The stain of anti-Semitism has rocked the British Labour Party in the last two years. For Philip Spencer, professor of Holocaust studies at Kingston University, the shame of far-left anti-Semitism has a long history. In his book, ‘Anti-Semitism and the Left’, co-written with Robert Fine, it is stated that the roots of today’s crisis in Labour stem back to the 19th century where Jews were seen as a problem and part of a ruling capitalist class by a strand of socialist thought.
But we must not forget this is also the hallmark of the new far-right. Teesside University historian Paul Stocker argues that the far-right’s re-emergence is a cultural phenomenon. The rise of groups like the National Front (NF) and the British National Party (BNP) was a direct response to immigration in the 1950s and 60s. In 1967 the NF, a far-right party was founded. Its main belief was a redefinition of the ‘real’ British community based on ethnicity.

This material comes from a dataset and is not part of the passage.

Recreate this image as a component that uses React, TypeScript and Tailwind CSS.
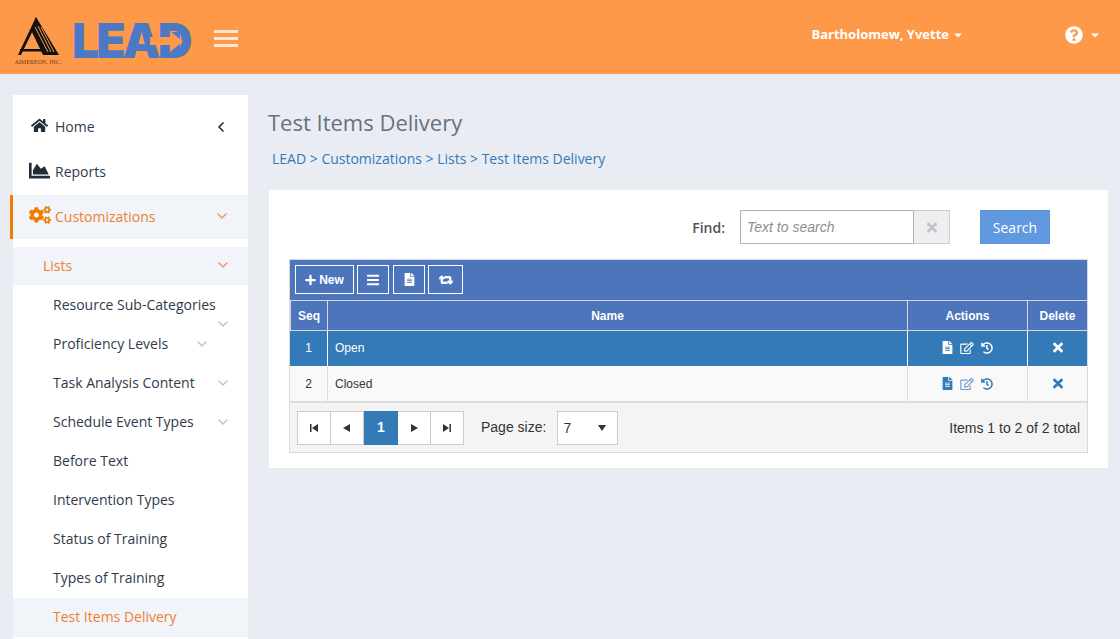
import { FaHome, FaChartArea, FaCogs, FaPlus, FaBars, FaFileAlt, FaRetweet, FaTimes, FaRegEdit, FaHistory, FaQuestionCircle } from "react-icons/fa"
import { ChevronDown, ChevronLeft } from "lucide-react"

const subItems = [
  { label: "Resource Sub-Categories" },
  { label: "Proficiency Levels", chevron: "near" },
  { label: "Task Analysis Content", chevron: "far" },
  { label: "Schedule Event Types", chevron: "far" },
  { label: "Before Text" },
  { label: "Intervention Types" },
  { label: "Status of Training" },
  { label: "Types of Training" },
]

function Tri({ d, w = 8, className = "" }: { d: string; w?: number; className?: string }) {
  return (
    <svg width={w} height="8" viewBox={`0 0 ${w} 8`} className={className}>
      <path d={d} fill="currentColor" />
    </svg>
  )
}

function Logo() {
  return (
    <div className="flex items-start">
      <div className="flex flex-col items-center w-[50px] mt-[16px] ml-[13px]">
        <svg width="46" height="40" viewBox="0 0 46 40">
          <path d="M21 1 L44 39 L28 39 L16 14 Z" fill="#111" />
          <path d="M21 1 L3 39 L6 39 L21 8 Z" fill="#111" />
          <path d="M20 11 L33 36 M23 10 L36 36 M26 11 L39 36" stroke="#ff994a" strokeWidth="1" fill="none" />
          <path d="M5 33 H27 V35.5 H5 Z" fill="#111" />
        </svg>
        <span className="text-[6px] leading-[6px] mt-[3px] text-[#6b3a16] whitespace-nowrap font-['Liberation_Serif',serif]">AIMEREON, INC.</span>
      </div>
      <div className="relative ml-[9px] mt-[17px] h-[48px] w-[122px]">
        <span className="block text-[48px] leading-[48px] font-black tracking-[-3px] text-[#4c78c4] font-['Inter',sans-serif]">LEAD</span>
        <svg className="absolute left-[78px] top-[14px]" width="36" height="22" viewBox="0 0 36 22">
          <path d="M18 1 H30 V20 H18 Z" fill="#4c78c4" />
          <path d="M0 6 H20 V0 L33 10.5 L20 21 V14 H0 Z" fill="#ff994a" />
        </svg>
      </div>
    </div>
  )
}

export default function App() {
  return (
    <div className="h-[639px] w-[1120px] overflow-hidden bg-[#e9ecf3] font-['Open_Sans',sans-serif]">
      {/* Header */}
      <div className="h-[74px] bg-[#ff994a] flex items-start relative">
        <Logo />
        <div className="ml-[20px] mt-[30px] flex flex-col gap-[4px] w-[24px]">
          <div className="h-[3px] bg-[#ffe6d2]" />
          <div className="h-[3px] bg-[#ffe6d2]" />
          <div className="h-[3px] bg-[#ffe6d2]" />
        </div>
        <div className="ml-auto mt-[26px] flex items-center text-white text-[13px] font-bold h-[18px]">
          <span>Bartholomew, Yvette</span>
          <Tri d="M0 2.5 H8 L4 6.5 Z" className="ml-[5px]" />
          <FaQuestionCircle className="ml-[103px] w-[18px] h-[18px]" />
          <Tri d="M0 2.5 H8 L4 6.5 Z" className="ml-[8px] mr-[21px]" />
        </div>
      </div>

      <div className="flex items-start">
        {/* Sidebar */}
        <div className="ml-[13px] mt-[21px] w-[235px] h-[560px] bg-white text-[14px] text-[#2f3b4c] shrink-0">
          <div className="h-[10px]" />
          <div className="h-[45px] pb-[2px] flex items-center relative">
            <FaHome className="ml-[18px] w-[17px] h-[17px] text-[#222d3a] -mt-[3px]" />
            <span className="ml-[7px]">Home</span>
            <ChevronLeft className="ml-auto mr-[19px] w-[16px] h-[16px] text-[#222d3a]" strokeWidth={2.5} />
          </div>
          <div className="h-[45px] pb-[2px] flex items-center">
            <FaChartArea className="ml-[16px] w-[21px] h-[21px] text-[#222d3a] -mt-[3px]" />
            <span className="ml-[5px]">Reports</span>
          </div>
          <div className="h-[44px] pb-[2px] flex items-center bg-[#f1f4f8] relative text-[#f0802f]">
            <div className="absolute -left-[3px] top-0 bottom-0 w-[3px] bg-[#ee7d00]" />
            <FaCogs className="ml-[16px] w-[22px] h-[22px] text-[#ee7d00] -mt-[2px]" />
            <span className="ml-[4px]">Customizations</span>
            <ChevronDown className="ml-auto mr-[18px] w-[16px] h-[16px] text-[#f0906a]" strokeWidth={2} />
          </div>
          <div className="h-[8px]" />
          <div className="h-[38px] pb-[2px] flex items-center bg-[#f1f4f8] text-[#f0802f]">
            <span className="ml-[30px]">Lists</span>
            <ChevronDown className="ml-auto mr-[17px] w-[16px] h-[16px] text-[#f0906a]" strokeWidth={2} />
          </div>
          <div className="h-[1px]" />
          {subItems.map((item) => (
            <div key={item.label} className="h-[39px] pb-[2px] flex items-center relative pl-[40px]">
              <span>{item.label}</span>
              {item.label === "Resource Sub-Categories" && (
                <ChevronDown className="absolute right-[17px] top-[30px] w-[16px] h-[16px] text-[#b8c2d0]" strokeWidth={2} />
              )}
              {item.chevron === "near" && (
                <ChevronDown className="ml-[26px] w-[16px] h-[16px] text-[#b8c2d0]" strokeWidth={2} />
              )}
              {item.chevron === "far" && (
                <ChevronDown className="ml-auto mr-[17px] w-[16px] h-[16px] text-[#b8c2d0]" strokeWidth={2} />
              )}
            </div>
          ))}
          <div className="h-[39px] pb-[2px] flex items-center bg-[#f1f4f8] pl-[40px] text-[#f0802f]">Test Items Delivery</div>
        </div>

        {/* Main */}
        <div className="ml-[21px] w-[839px] shrink-0">
          <h1 className="mt-[33px] -ml-[1px] text-[22px] leading-[30px] text-[#66727e]">Test Items Delivery</h1>
          <div className="mt-[12px] ml-[3px] text-[14px] leading-[20px] text-[#337ab7]">LEAD &gt; Customizations &gt; Lists &gt; Test Items Delivery</div>

          <div className="mt-[21px] bg-white h-[278px] px-[20px] pt-[20px]">
            {/* Find row */}
            <div className="flex items-center h-[34px] pr-[38px] justify-end">
              <span className="text-[14px] font-semibold text-[#4a5460] mr-[15px] pt-[1px]">Find:</span>
              <div className="w-[174px] h-[34px] border border-[#b3b3b3] flex items-center pl-[6px] pt-[1px] italic text-[14px] text-[#8a8f96] font-['Liberation_Sans',sans-serif]">Text to search</div>
              <div className="w-[36px] h-[34px] bg-[#eeeeee] border border-[#cccccc] border-l-0 flex items-center justify-center text-[#bcc3cd]">
                <FaTimes className="w-[10px] h-[15px]" />
              </div>
              <button className="ml-[30px] w-[70px] h-[34px] bg-[#6199e0] border border-[#5a93dc] text-white text-[14px]">Search</button>
            </div>

            {/* Grid */}
            <div className="mt-[15px] border border-[#d9d9d9] font-['Liberation_Sans',sans-serif] text-[12px]">
              <div className="h-[40px] pb-[1px] bg-[#4c75bb] flex items-center pl-[5px]">
                <div className="h-[29px] w-[59px] border border-white text-white font-bold flex items-center justify-center gap-[3px]">
                  <FaPlus className="w-[11px] h-[12px]" />
                  <span>New</span>
                </div>
                <div className="ml-[3px] h-[29px] w-[32px] border border-white text-white flex items-center justify-center">
                  <FaBars className="w-[12px] h-[14px]" />
                </div>
                <div className="ml-[4px] h-[29px] w-[32px] border border-white text-white flex items-center justify-center">
                  <FaFileAlt className="w-[11px] h-[13px]" />
                </div>
                <div className="ml-[3px] h-[29px] w-[35px] border border-white text-white flex items-center justify-center">
                  <FaRetweet className="w-[14px] h-[14px]" stroke="currentColor" strokeWidth={40} />
                </div>
              </div>
              <div className="h-[31px] bg-[#4c75bb] border-y border-[#d9d9d9] grid grid-cols-[38px_580px_120px_59px] text-white font-bold text-center items-stretch">
                <div className="flex items-center justify-center border-x border-[#d9d9d9]">Seq</div>
                <div className="flex items-center justify-center pr-[20px] border-r border-[#d9d9d9]">Name</div>
                <div className="flex items-center justify-center border-r border-[#d9d9d9]">Actions</div>
                <div className="flex items-center justify-center">Delete</div>
              </div>
              <div className="h-[35px] bg-[#337ab7] text-white grid grid-cols-[38px_580px_120px_59px]">
                <div className="flex items-center justify-center pb-[2px] border-r border-white">1</div>
                <div className="flex items-center pl-[7px] pb-[2px] border-r border-white">Open</div>
                <div className="flex items-center justify-center gap-[7px] pb-[2px] border-r border-white">
                  <FaFileAlt className="w-[11px] h-[13px]" />
                  <FaRegEdit className="w-[14px] h-[12px]" />
                  <FaHistory className="w-[12px] h-[12px]" />
                </div>
                <div className="flex items-center justify-center pb-[2px]">
                  <FaTimes className="w-[10px] h-[15px]" />
                </div>
              </div>
              <div className="h-[37px] bg-[#f9f9f9] text-[#333333] grid grid-cols-[38px_580px_120px_59px] border-b-2 border-[#dddddd]">
                <div className="flex items-center justify-center border-r border-[#dddddd]">2</div>
                <div className="flex items-center pl-[7px] border-r border-[#dddddd]">Closed</div>
                <div className="flex items-center justify-center gap-[7px] border-r border-[#dddddd] text-[#337ab7]">
                  <FaFileAlt className="w-[11px] h-[13px]" />
                  <FaRegEdit className="w-[14px] h-[12px] opacity-70" />
                  <FaHistory className="w-[12px] h-[12px]" />
                </div>
                <div className="flex items-center justify-center text-[#337ab7]">
                  <FaTimes className="w-[10px] h-[15px]" />
                </div>
              </div>
              {/* Pager */}
              <div className="h-[49px] bg-[#f4f4f4] flex items-center pl-[7px] pr-[7px] text-[14px] text-[#333333]">
                <div className="flex h-[34px] border border-[#cccccc] bg-white">
                  <div className="w-[33px] flex items-center justify-center border-r border-[#cccccc]"><Tri d="M0 0 H1.5 V8 H0 Z M8 0 V8 L2 4 Z" /></div>
                  <div className="w-[33px] flex items-center justify-center border-r border-[#cccccc]"><Tri d="M7 0 V8 L0 4 Z" /></div>
                  <div className="w-[34px] -my-px flex items-center justify-center bg-[#337ab7] text-white font-bold text-[14px]">1</div>
                  <div className="w-[33px] flex items-center justify-center border-r border-[#cccccc]"><Tri d="M1 0 V8 L8 4 Z" /></div>
                  <div className="w-[32px] flex items-center justify-center"><Tri d="M0 0 V8 L6 4 Z M6.5 0 H8 V8 H6.5 Z" /></div>
                </div>
                <span className="ml-[17px]">Page size:</span>
                <div className="ml-[11px] h-[34px] w-[61px] border border-[#cccccc] bg-white flex items-center pl-[5px] pr-[11px] justify-between">
                  <span className="pt-[1px]">7</span>
                  <Tri d="M0 1 H8 L4 7 Z" />
                </div>
                <span className="ml-auto pt-[1px]">Items 1 to 2 of 2 total</span>
              </div>
            </div>
          </div>
        </div>
      </div>
    </div>
  )
}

For the NF only Anglo-Saxon whites were seen as the ‘true Brits’. It’s former leader John Tyndall called for the resistance to ethnic integration well into the 1970s. The initial membership of 2,500 grew to 20,000 by 1974, with 50 branches. It achieved modest success at a local level. By 1979 the NF lost a lot of its support partly due to its thuggish skinhead image, street violence and Margaret Thatcher’s populist stance on overseas migration.
By 1992 it was eclipsed by the BNP. In 2009 both Nick Griffin and Andrew Brons, one-time chair of the NF, were elected to the European Parliament for the first time. And by 2012 UKIP, although not a fascist party, represented the further mainstreaming of ideas popularised by the BNP.
Nigel Farage, UKIP’s former leader, even boasted in 2014 that he was ‘proud’ the party have taken about a third of the BNP vote.
Britain First and the English Defence League (EDL) became fast growing far-right groups in recent years. Established by Paul Golding and Jayda Fransen, Britain First had an extensive presence on facebook – till it was banned in 2019 along with the EDL and BNP. Its members have targeted mosques and have tried to whip up unrest in predominantly Muslim and Jewish communities.
National Action is another extreme far-right group and was proscribed as a terrorist group by the UK government in 2016. Although small in number the group had a disproportionate reach and influence on social media, using hashtags like ‘hitlerwasright’. In 2016 it championed far-right terrorist Thomas Mair, who was convicted of murdering MP Jo Cox.
Although racist attitudes and anti-Semitism were prevalent in the latter part of the 20th century, Britain is by and large a tolerant multi-ethnic and cultural society according to author Paul Embery. Of course, there are genuine concerns about migration, which was one factors in the vote for Brexit in 2016. But research by Hope Not Hate notes we have become more tolerant since 2011. Overt racist views, as measured by opinion surveys, have fallen markedly in the last two decades.
Still, there can be no room for complacency. Keir Starmer has pledged major reforms to eradicate anti-Semitism in the Labour Party, following the recent damning report by the Human Rights and Equality Commission. Yet we must not ignore the real threat from the new far-right which received scant attention.
Since 2009, Newcastle has witnessed a number of far-right protests, led by organisations such as the EDL, Pegida, National Action and North East Infidel, which at their peak attracted 1,500 demonstrators. In Gateshead anti-Semitic hate crime is at a high according to a report by the Community Security Trust. In 2017 hate crime in the Newcastle increased by 68 per cent compared to the previous year, with racial and faith-based offences making up 82 per cent of all hate crimes according to the 2017 Safe Newcastle report.
Half of the North of England referrals to Prevent, the Government’s anti-extremism programme, are for individuals believed to be at the risk of far-right terrorism. UKIP, although a declining political force in the region, has become increasingly ‘racialised’. The fall- out from Brexit could spawn the growth of a new far-right movement.
It’s for these reasons that central government launched its ‘Building A Stronger Britain Together’ programme, part of its counter extremism strategy, to address concerns about the potential growth of political extremism. Tyneside based charity ‘Show Racism the Red Card’ and Newcastle CVS have all succeeded in sharing a £1m pot of money.
As some writers point out, the core lesson from inter-war Britain is that this ‘nativist populism’ only comes alive when government fails to address the anxieties of communities which feel ‘left-behind’. A failure to address industrial decline, wage stagnation and a sense of political alienation could fuel support for a fascist solution through far-right movements or anti-Jewish totalitarian far-left groups in some parts of our divided and fractured post-Brexit region.